Below are some records. Count the lines with "Tailwind" in them and give nothing but the total.

ENTRIES PROVIDED
"""
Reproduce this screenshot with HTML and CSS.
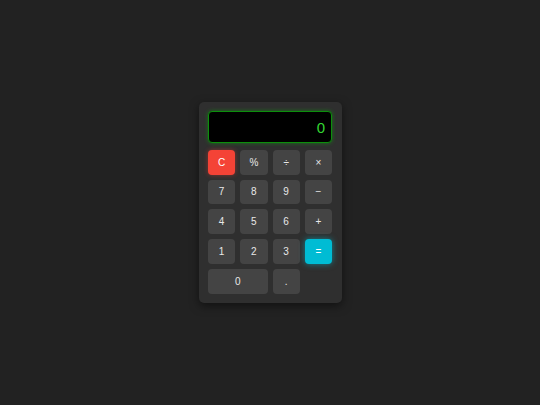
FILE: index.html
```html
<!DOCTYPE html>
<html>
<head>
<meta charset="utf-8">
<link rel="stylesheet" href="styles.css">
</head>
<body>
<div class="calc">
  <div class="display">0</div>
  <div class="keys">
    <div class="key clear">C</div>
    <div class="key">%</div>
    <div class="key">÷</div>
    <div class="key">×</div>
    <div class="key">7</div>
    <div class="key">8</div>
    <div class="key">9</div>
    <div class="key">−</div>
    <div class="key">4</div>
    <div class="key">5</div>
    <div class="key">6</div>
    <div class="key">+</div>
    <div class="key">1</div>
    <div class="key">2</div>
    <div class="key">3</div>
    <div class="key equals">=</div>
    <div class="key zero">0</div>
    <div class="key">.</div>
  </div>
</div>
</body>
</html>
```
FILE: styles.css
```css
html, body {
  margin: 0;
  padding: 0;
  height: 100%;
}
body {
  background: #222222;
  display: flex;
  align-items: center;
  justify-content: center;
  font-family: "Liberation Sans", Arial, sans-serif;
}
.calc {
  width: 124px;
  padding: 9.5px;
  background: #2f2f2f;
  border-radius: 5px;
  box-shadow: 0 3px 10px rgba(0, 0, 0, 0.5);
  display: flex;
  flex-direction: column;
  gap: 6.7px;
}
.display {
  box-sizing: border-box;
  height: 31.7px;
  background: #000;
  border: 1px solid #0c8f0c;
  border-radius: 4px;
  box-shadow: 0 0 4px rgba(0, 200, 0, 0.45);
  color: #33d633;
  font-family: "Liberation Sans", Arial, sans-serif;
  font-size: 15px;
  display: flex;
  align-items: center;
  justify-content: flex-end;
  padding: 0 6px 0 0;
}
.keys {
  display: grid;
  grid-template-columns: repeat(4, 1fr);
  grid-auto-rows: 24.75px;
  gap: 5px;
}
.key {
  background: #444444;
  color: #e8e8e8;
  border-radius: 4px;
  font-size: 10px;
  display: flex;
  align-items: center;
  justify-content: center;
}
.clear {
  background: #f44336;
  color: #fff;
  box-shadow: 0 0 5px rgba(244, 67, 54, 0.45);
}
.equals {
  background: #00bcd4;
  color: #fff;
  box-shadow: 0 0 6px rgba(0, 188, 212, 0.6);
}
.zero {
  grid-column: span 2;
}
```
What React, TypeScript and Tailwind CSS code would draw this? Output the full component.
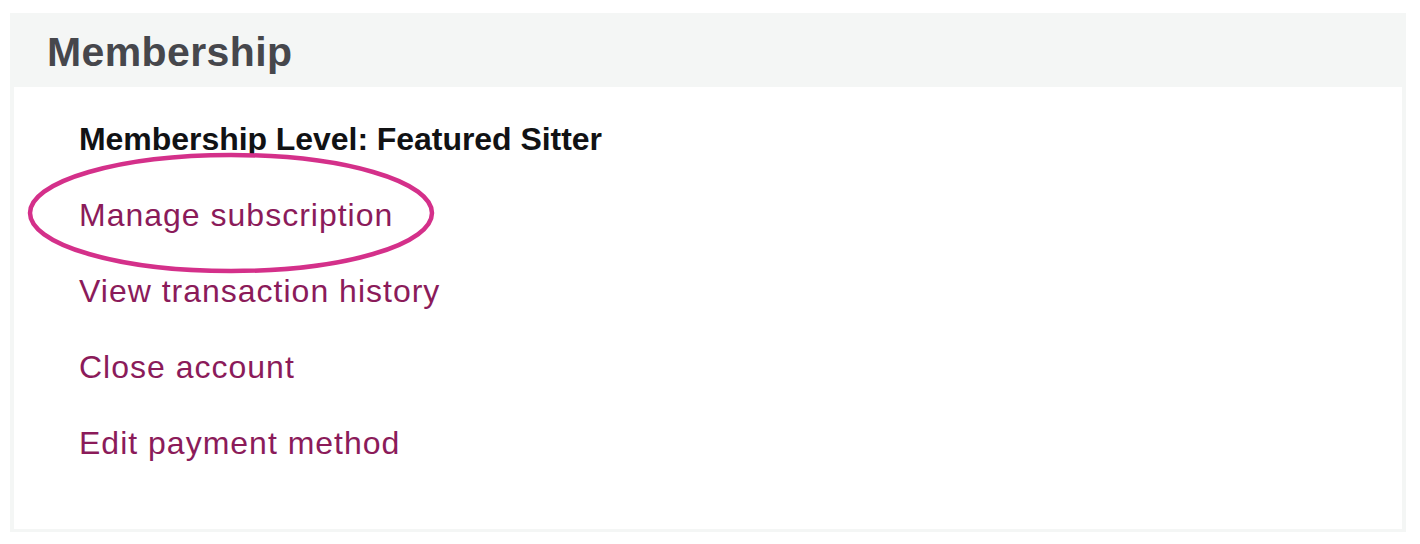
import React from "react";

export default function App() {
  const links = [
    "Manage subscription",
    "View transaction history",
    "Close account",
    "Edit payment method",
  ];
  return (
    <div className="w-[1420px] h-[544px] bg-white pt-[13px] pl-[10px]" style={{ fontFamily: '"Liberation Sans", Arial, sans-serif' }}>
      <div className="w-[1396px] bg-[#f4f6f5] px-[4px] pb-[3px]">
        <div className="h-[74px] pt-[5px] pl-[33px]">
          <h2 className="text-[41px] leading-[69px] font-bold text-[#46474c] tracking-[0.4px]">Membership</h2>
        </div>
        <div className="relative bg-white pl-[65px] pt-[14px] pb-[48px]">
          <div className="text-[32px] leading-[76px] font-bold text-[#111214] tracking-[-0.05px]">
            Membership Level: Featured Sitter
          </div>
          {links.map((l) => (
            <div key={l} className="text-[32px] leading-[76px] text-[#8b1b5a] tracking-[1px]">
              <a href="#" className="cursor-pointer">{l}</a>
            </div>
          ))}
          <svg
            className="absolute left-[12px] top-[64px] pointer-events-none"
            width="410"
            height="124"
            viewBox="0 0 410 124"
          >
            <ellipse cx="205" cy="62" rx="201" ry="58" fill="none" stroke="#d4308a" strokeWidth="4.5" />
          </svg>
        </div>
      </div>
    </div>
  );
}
"""
"""
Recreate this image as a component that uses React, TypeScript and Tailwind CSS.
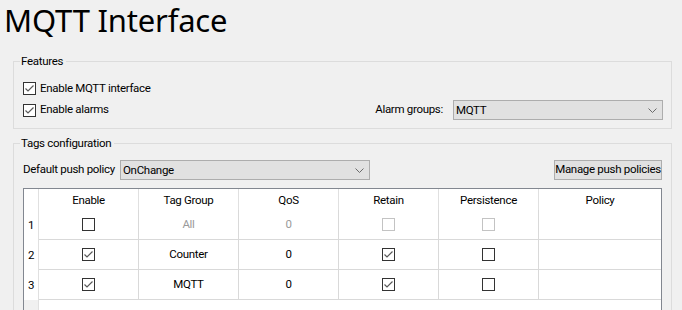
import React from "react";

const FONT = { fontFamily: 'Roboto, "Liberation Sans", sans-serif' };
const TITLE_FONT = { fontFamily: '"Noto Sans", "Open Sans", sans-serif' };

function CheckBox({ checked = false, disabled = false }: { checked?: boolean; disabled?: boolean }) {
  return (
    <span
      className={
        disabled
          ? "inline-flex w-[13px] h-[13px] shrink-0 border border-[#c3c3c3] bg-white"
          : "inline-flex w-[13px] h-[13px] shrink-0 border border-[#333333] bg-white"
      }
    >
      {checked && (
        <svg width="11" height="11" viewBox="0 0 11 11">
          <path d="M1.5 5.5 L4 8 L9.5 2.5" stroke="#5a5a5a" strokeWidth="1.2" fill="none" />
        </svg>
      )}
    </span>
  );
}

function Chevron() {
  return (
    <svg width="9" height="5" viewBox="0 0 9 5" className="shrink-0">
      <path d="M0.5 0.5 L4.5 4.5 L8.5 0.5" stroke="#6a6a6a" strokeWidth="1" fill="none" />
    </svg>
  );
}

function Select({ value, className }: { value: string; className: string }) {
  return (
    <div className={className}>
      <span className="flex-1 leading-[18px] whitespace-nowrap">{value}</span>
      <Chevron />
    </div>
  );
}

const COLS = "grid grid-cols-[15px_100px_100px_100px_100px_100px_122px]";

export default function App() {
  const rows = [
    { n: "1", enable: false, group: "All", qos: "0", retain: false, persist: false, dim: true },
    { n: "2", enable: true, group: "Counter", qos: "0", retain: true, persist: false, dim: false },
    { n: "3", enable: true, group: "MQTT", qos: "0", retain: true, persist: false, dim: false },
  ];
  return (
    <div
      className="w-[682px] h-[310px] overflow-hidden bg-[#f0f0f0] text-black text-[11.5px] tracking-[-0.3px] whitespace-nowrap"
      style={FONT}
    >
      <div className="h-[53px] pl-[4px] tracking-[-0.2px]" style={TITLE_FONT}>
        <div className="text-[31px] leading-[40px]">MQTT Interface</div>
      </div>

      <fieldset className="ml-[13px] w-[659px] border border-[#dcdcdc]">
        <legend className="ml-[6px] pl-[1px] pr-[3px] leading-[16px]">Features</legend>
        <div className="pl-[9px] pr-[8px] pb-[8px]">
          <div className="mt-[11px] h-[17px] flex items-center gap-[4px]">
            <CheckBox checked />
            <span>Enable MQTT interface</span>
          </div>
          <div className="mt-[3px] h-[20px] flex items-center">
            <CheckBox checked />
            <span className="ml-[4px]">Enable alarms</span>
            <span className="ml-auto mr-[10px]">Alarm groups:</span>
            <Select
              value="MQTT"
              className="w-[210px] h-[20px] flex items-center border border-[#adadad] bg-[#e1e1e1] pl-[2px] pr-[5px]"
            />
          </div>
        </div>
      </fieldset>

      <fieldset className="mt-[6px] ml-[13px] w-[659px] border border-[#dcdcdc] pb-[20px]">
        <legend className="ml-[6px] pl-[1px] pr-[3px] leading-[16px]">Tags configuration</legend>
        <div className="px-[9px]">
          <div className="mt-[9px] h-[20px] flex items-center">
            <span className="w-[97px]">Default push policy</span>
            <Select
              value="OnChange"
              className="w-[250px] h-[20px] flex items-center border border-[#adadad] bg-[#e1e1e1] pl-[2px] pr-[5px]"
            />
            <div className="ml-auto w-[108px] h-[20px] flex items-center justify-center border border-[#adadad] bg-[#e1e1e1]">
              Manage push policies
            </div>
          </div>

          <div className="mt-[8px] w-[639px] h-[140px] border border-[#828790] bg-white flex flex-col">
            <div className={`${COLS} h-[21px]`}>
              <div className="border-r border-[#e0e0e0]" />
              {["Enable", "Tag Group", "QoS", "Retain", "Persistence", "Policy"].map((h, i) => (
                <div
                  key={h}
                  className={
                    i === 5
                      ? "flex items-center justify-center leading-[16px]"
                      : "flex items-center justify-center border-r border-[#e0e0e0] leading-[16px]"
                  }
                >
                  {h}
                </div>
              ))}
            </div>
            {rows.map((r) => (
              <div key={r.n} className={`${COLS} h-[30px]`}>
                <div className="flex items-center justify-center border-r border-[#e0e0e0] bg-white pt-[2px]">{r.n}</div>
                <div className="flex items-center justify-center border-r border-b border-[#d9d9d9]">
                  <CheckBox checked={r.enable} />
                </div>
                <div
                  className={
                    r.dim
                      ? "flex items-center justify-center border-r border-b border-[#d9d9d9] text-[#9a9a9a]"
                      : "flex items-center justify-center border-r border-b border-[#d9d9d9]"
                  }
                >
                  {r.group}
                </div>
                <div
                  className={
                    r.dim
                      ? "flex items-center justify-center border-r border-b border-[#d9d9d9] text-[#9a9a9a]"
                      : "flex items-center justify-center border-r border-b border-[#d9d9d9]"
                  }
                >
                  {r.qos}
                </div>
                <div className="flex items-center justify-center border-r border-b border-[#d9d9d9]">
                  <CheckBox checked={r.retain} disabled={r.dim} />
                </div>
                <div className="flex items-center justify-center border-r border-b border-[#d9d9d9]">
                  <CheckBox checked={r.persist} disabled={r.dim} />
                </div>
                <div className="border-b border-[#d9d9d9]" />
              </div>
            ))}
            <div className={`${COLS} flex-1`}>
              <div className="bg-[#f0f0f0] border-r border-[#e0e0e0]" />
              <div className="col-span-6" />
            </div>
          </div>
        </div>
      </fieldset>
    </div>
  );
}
"""
"""
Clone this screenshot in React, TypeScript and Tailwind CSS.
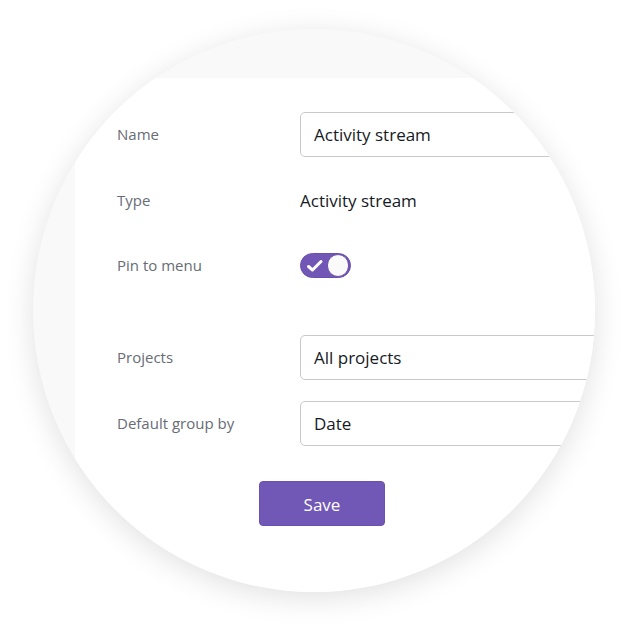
"""
RESPONSE TO THIS TASK
3